How Much Of My Demand Generation Budget Should I Be Spending On Lead Nurturing?

It’s that time of year again, and marketers’ thoughts turn to budgeting for the next 12 months. One of the most frequent questions we’re hearing from clients during this planning season pertains to the balance between pure lead generation on the one hand, and lead nurturing on the other. Specifically, the question is:

How much of our total demand generation budget should we spend on generating net new leads, and how much should we spend on converting the leads we have?

demand generation budgetThe fact that B2B marketers are even asking this question shows how far demand generation thinking has progressed. No longer does demand generation rely in total on the acquisition of net new prospects; companies now realize that the most efficient way to acquire warm leads, leads that can ultimately become opportunities and then deals, is to cultivate the cold leads that already exist in their database.

Let’s repeat that for emphasis: it’s cheaper to generate warm leads through lead nurturing (converting the leads you have) than it is to go and acquire those same leads from scratch.

Even the most sophisticated lead nurturing program, however, depends on a stream of new leads entering the top of the sales funnel. Without new leads, the database would ultimately go stale and opportunities would be harder and harder to come by. What then is the ideal mix between net new lead generation and the cultivation of existing leads? Let’s consider a couple of scenarios:

Company A is a 5-year old software company marketing a solution to a very finite market – large financial institutions. Through demand generation and list acquisition, the company has built a database that comprises 90 percent of the key decision-makers and influencers within these target accounts. Can a firm like this rely 100% on lead nurturing? In short: no. One, because they need to be able to reach the other 10% of their target market if and when those people have a need, but also because no lead nurturing program is perfect, and so they can’t depend with certainty on any known lead to automatically contact the company simply because he or she has been receiving emails for the last two years. A good budget mix in this situation might be 80% lead nurturing, 20% lead generation.

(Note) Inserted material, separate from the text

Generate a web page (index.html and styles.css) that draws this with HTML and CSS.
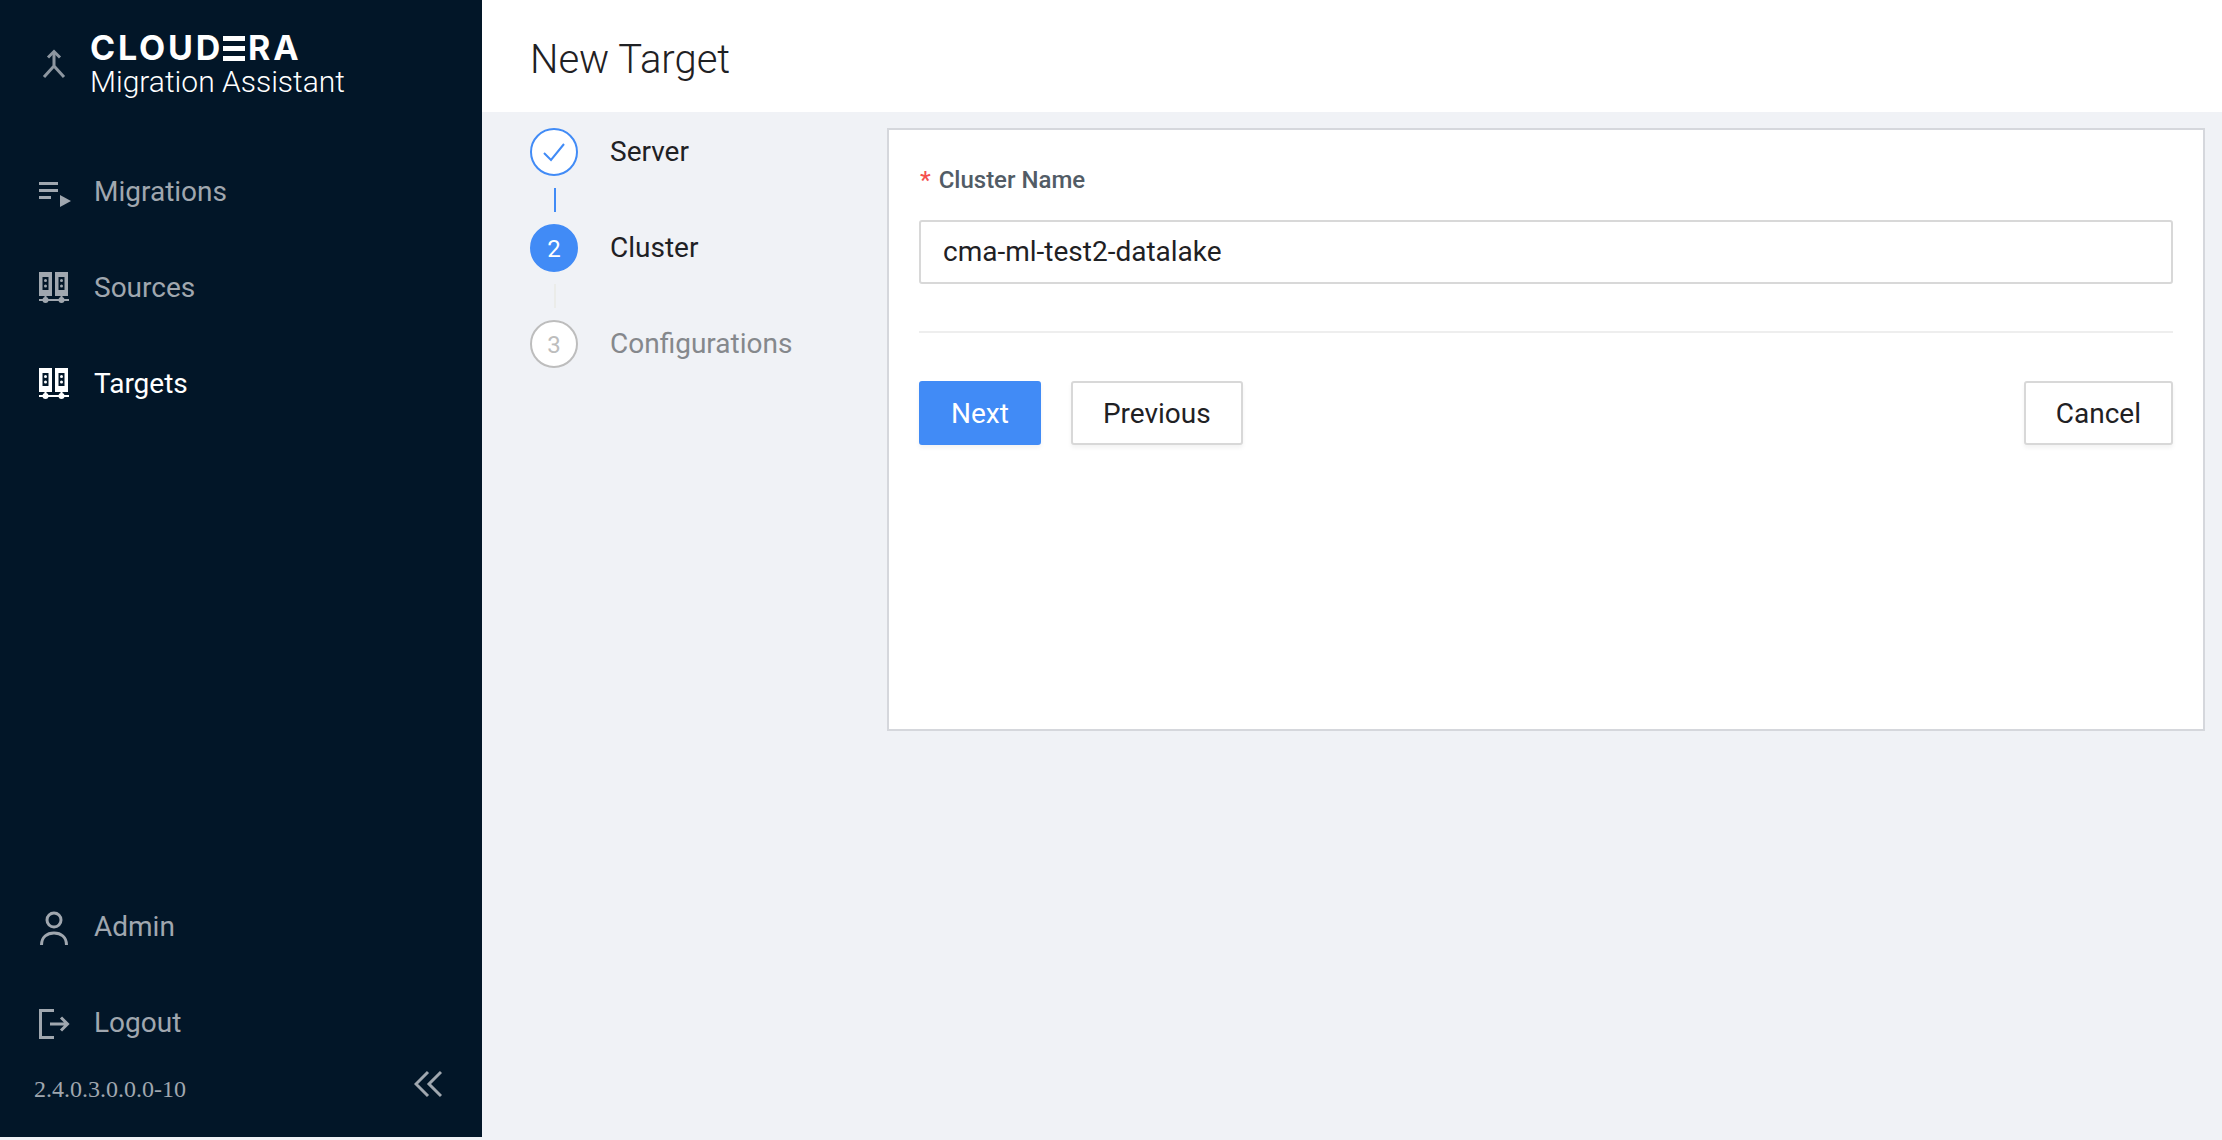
FILE: index.html
```html
<!DOCTYPE html>
<html lang="en">

<head>
    <meta charset="UTF-8">
    <title>New Target</title>
    <link rel="stylesheet" href="styles.css">
</head>

<body>
    <aside class="sidebar">
        <div class="brand">
            <svg class="brand-icon" viewBox="0 0 24 30" fill="none" stroke="#8d96a0" stroke-width="3">
                <path d="M12 3V17L2 28M12 17L22 28"/>
                <path d="M6 8.500L12 2.500L18 8.500"/>
            </svg>
            <div class="brand-text">
                <div class="brand-logo">CLOUD<span class="logo-e">E</span>RA</div>
                <div class="brand-name">Migration Assistant</div>
            </div>
        </div>

        <nav class="nav">
            <a class="nav-item">
                <svg class="nav-icon" viewBox="0 0 32 32" fill="currentColor">
                    <rect x="1" y="7" width="19" height="3"/>
                    <rect x="1" y="14" width="19" height="3"/>
                    <rect x="1" y="21" width="12" height="3"/>
                    <path d="M22 20L33 26L22 32Z"/>
                </svg>
                Migrations
            </a>
            <a class="nav-item">
                <svg class="nav-icon" viewBox="0 0 32 32" fill="currentColor">
                    <path fill-rule="evenodd" d="M1 1H14V25H1ZM4.500 6V19H10.500V6ZM17 1H30V25H17ZM20.500 6V19H26.500V6Z"/>
                    <circle cx="7.500" cy="9.500" r="1.500"/>
                    <circle cx="7.500" cy="15" r="1.500"/>
                    <circle cx="23.500" cy="9.500" r="1.500"/>
                    <circle cx="23.500" cy="15" r="1.500"/>
                    <path d="M6.500 25H8.500V28H22.500V25H24.500V28H31V30H1V28H6.500Z"/>
                    <circle cx="7.500" cy="29" r="3"/>
                    <circle cx="23.500" cy="29" r="3"/>
                </svg>
                Sources
            </a>
            <a class="nav-item active">
                <svg class="nav-icon" viewBox="0 0 32 32" fill="currentColor">
                    <path fill-rule="evenodd" d="M1 1H14V25H1ZM4.500 6V19H10.500V6ZM17 1H30V25H17ZM20.500 6V19H26.500V6Z"/>
                    <circle cx="7.500" cy="9.500" r="1.500"/>
                    <circle cx="7.500" cy="15" r="1.500"/>
                    <circle cx="23.500" cy="9.500" r="1.500"/>
                    <circle cx="23.500" cy="15" r="1.500"/>
                    <path d="M6.500 25H8.500V28H22.500V25H24.500V28H31V30H1V28H6.500Z"/>
                    <circle cx="7.500" cy="29" r="3"/>
                    <circle cx="23.500" cy="29" r="3"/>
                </svg>
                Targets
            </a>
        </nav>

        <nav class="nav nav-bottom">
            <a class="nav-item">
                <svg class="nav-icon" viewBox="0 0 32 32" fill="none" stroke="currentColor" stroke-width="3">
                    <circle cx="16" cy="10" r="7"/>
                    <path d="M3.500 35C3.500 27 9 23 16 23C23 23 28.500 27 28.500 35"/>
                </svg>
                Admin
            </a>
            <a class="nav-item">
                <svg class="nav-icon" viewBox="0 0 32 32" fill="none" stroke="currentColor" stroke-width="3">
                    <path d="M16 4.500H2.500V31.500H16"/>
                    <path d="M12 18H29M23 11.500L29.500 18L23 24.500"/>
                </svg>
                Logout
            </a>
        </nav>

        <div class="version-row">
            <span class="version">2.4.0.3.0.0.0-10</span>
            <svg class="collapse" viewBox="0 0 28 28" fill="none" stroke="currentColor" stroke-width="3">
                <path d="M14 2L2 14L14 26M27 2L15 14L27 26"/>
            </svg>
        </div>
    </aside>

    <main class="main">
        <header class="page-header">New Target</header>

        <div class="content">
            <ol class="steps">
                <li class="step done">
                    <span class="step-circle">
                        <svg class="check" viewBox="0 0 22 19" fill="none" stroke="currentColor" stroke-width="2">
                            <path d="M1 10L8 17L21 1"/>
                        </svg>
                    </span>
                    <span class="step-label">Server</span>
                </li>
                <li class="step current">
                    <span class="step-circle">2</span>
                    <span class="step-label">Cluster</span>
                </li>
                <li class="step todo">
                    <span class="step-circle">3</span>
                    <span class="step-label">Configurations</span>
                </li>
            </ol>

            <section class="card">
                <label class="field-label"><span class="required">*</span>Cluster Name</label>
                <input class="field-input" type="text" value="cma-ml-test2-datalake">
                <hr class="divider">
                <div class="actions">
                    <button class="btn btn-primary">Next</button>
                    <button class="btn">Previous</button>
                    <button class="btn btn-cancel">Cancel</button>
                </div>
            </section>
        </div>
    </main>
</body>

</html>
```

FILE: styles.css
```css
* {
    box-sizing: border-box;
}

html,
body {
    height: 100%;
}

body {
    margin: 0;
    display: flex;
    align-items: flex-start;
    overflow: hidden;
    background: #f0f2f6;
    color: #1f2124;
    font-family: Roboto, sans-serif;
    font-size: 28px;
}

/* sidebar */
.sidebar {
    flex: 0 0 482px;
    height: 1137px;
    display: flex;
    flex-direction: column;
    background: #021628;
    color: #a0a7af;
}

.brand {
    height: 143px;
    padding: 34px 0 0 42px;
    display: flex;
    align-items: flex-start;
    color: #fff;
}

.brand-icon {
    width: 24px;
    height: 30px;
    margin-top: 15px;
}

.brand-text {
    margin-left: 24px;
}

.brand-logo {
    height: 28px;
    font-family: Inter, sans-serif;
    font-size: 34px;
    font-weight: 700;
    line-height: 28px;
    letter-spacing: 2.8px;
    white-space: nowrap;
}

.logo-e {
    display: inline-block;
    width: 22px;
    height: 25px;
    margin: 0 3px 0 0;
    color: transparent;
    vertical-align: -1px;
    line-height: 25px;
    background: linear-gradient(#fff 5px, transparent 5px 10px, #fff 10px 15px, transparent 15px 20px, #fff 20px);
}

.brand-name {
    font-size: 30px;
    font-weight: 300;
    line-height: 38px;
    margin-top: 1px;
}

.nav-item {
    height: 96px;
    padding-left: 38px;
    display: flex;
    align-items: center;
    gap: 24px;
}

.nav-item.active {
    color: #fff;
}

.nav-icon {
    flex: 0 0 32px;
    width: 32px;
    height: 32px;
    overflow: visible;
}

.nav-bottom {
    margin-top: auto;
}

.version-row {
    height: 67px;
    padding: 0 40px 0 34px;
    display: flex;
    align-items: flex-start;
    justify-content: space-between;
}

.version {
    margin-top: 4px;
    font-family: "Liberation Serif", serif;
    font-size: 24px;
    line-height: 30px;
}

.collapse {
    width: 28px;
    height: 28px;
}

/* main */
.main {
    flex: 1;
    min-width: 0;
}

.page-header {
    height: 112px;
    padding: 6px 48px 0;
    display: flex;
    align-items: center;
    background: #fff;
    font-size: 40px;
    font-weight: 300;
}

.content {
    padding: 16px 17px 0 48px;
    display: flex;
    align-items: flex-start;
}

.steps {
    flex: 0 0 357px;
    margin: 0;
    padding: 0;
    list-style: none;
}

.step {
    position: relative;
    height: 96px;
    display: flex;
    align-items: flex-start;
    gap: 32px;
}

.step-circle {
    width: 48px;
    height: 48px;
    padding-top: 2px;
    display: flex;
    align-items: center;
    justify-content: center;
    border-radius: 50%;
    border: 2px solid #bdbdbd;
    background: #fff;
    font-size: 24px;
}

.step-label {
    margin-top: 6px;
    line-height: 36px;
}

/* connector between two steps */
.step:not(:last-child)::after {
    content: "";
    position: absolute;
    left: 24px;
    top: 60px;
    width: 2px;
    height: 24px;
    background: #ebece9;
}

.step.done::after {
    background: #418bf6;
}

.step.done .step-circle {
    padding-top: 0;
    border-color: #418bf6;
    color: #418bf6;
}

.check {
    width: 22px;
    height: 19px;
}

.step.current .step-circle {
    border-color: #418bf6;
    background: #418bf6;
    color: #fff;
}

.step.todo .step-circle {
    color: #bdbdbd;
}

.step.todo .step-label {
    color: #85888c;
}

.card {
    flex: 1;
    height: 603px;
    padding: 35px 30px 0 30px;
    background: #fff;
    border: 2px solid #d5d7dc;
}

.field-label {
    display: block;
    height: 55px;
    padding-left: 1px;
    color: #525c66;
    font-size: 24px;
    font-weight: 500;
    line-height: 30px;
}

.required {
    margin-right: 8px;
    color: #f5504e;
}

.field-input {
    display: block;
    width: 100%;
    height: 64px;
    padding: 0 22px 2px;
    border: 2px solid #d8d8d8;
    border-radius: 3px;
    outline: none;
    color: #1f2124;
    font-family: Roboto, sans-serif;
    font-size: 28px;
}

.divider {
    height: 2px;
    margin: 47px 0 48px;
    border: 0;
    background: #eeeeee;
}

.actions {
    display: flex;
    gap: 30px;
}

.btn {
    height: 64px;
    padding: 0 30px;
    border: 2px solid #d8d8d8;
    border-radius: 3px;
    background: #fff;
    box-shadow: 0 3px 4px rgba(0, 0, 0, 0.05);
    color: #1f2124;
    font-family: Roboto, sans-serif;
    font-size: 28px;
}

.btn-primary {
    border-color: #418bf6;
    background: #418bf6;
    color: #fff;
}

.btn-cancel {
    margin-left: auto;
}
```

(Quick anecdote: one of the largest deals our firm closed in the last two years was with an individual I’ve known for years, was in our database, and subscribed to our blog. What precipitated the conversation that lead to the sale? Her response to a Google ad.)

Company B is a start-up with little market awareness and no database, and is just starting to build out its sales team. Their decision is more obvious – they need to dedicate most of their investment to pure lead generation in order to build a database of a size sufficient to ultimately support the sales team. In this scenario, a practical budget mix might be 80% lead generation, 20% lead nurturing, the opposite of Company A.

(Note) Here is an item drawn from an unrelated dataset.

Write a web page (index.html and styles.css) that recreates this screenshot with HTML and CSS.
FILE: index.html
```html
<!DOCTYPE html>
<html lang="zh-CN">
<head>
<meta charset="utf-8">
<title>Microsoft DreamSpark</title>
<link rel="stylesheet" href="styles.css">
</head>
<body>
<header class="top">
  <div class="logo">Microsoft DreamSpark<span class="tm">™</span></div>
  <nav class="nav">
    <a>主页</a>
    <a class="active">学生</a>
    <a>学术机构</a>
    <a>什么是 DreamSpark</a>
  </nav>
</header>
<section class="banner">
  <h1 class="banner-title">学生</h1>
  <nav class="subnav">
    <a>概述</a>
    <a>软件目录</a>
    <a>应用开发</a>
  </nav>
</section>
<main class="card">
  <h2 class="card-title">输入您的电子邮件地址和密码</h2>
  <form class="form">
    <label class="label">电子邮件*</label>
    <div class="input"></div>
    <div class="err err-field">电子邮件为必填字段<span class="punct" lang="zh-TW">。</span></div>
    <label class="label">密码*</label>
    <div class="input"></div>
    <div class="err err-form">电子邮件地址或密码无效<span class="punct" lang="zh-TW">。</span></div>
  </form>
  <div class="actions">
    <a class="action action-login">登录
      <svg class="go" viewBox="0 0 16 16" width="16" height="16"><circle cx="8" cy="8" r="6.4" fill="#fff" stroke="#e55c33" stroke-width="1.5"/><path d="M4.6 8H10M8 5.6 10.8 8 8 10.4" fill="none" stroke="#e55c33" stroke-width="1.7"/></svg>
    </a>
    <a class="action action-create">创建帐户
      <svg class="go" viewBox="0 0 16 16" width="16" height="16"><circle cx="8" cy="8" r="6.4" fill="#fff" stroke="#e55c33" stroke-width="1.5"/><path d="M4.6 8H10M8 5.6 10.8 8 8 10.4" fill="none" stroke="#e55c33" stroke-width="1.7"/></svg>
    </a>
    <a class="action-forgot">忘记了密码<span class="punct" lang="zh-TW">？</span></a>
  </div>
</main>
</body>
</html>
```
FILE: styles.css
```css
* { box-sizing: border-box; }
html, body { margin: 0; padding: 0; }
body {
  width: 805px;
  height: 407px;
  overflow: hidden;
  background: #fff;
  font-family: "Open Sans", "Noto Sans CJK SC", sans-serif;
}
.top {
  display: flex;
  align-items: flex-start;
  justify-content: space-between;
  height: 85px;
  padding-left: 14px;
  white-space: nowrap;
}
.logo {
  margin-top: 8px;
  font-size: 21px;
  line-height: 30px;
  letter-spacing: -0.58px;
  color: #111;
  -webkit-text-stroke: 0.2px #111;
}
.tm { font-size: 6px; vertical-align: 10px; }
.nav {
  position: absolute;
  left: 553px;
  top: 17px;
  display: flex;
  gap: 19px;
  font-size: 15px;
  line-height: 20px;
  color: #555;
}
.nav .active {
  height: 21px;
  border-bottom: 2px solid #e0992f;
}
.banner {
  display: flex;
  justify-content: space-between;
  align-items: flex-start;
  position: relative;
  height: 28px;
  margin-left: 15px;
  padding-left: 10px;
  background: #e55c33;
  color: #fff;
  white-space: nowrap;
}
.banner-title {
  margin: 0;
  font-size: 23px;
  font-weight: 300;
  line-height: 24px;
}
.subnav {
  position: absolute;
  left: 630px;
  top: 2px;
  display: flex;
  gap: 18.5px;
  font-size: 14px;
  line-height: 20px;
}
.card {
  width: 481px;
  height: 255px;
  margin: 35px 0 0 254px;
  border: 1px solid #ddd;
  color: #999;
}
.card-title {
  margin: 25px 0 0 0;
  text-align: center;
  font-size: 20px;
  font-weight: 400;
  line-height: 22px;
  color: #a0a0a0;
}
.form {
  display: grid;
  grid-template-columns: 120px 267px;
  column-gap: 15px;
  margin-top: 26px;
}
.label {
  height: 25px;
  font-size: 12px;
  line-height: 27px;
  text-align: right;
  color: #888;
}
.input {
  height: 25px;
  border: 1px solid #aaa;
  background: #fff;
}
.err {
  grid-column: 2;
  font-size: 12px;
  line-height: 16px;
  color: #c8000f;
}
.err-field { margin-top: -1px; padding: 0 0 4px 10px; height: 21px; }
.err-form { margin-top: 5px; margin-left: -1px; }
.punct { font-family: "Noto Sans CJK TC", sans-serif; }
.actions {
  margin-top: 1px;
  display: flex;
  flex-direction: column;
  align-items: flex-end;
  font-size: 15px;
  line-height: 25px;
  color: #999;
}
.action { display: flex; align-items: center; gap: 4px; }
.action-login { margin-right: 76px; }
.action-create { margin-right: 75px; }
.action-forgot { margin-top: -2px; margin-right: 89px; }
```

But what if your company, like most, is somewhere in the middle? What if you have a reasonably sized database but not one large enough to sustain the pipeline without constant feeding? Though every situation is different, I’ll take a stand here and say that a healthy balance for most companies is a demand generation spend that comprises 60% lead nurturing and 40% lead generation.

I also recognize that most B2B marketers reading this will likely say their ratio is more like Company B: 80% lead gen, 20% nurturing. But that’s because most B2B lead nurturing programs are basic in the extreme, and aren’t contributing to the pipeline at anywhere near the level they could. A demand generation plan that relies 80 percent on generating net new leads is a very expensive way to meet revenue goals. Companies with robust, sophisticated lead nurturing programs, programs tailored to persona, industry, and buyer behavior, stand to drive opportunities and deals at a much lower cost.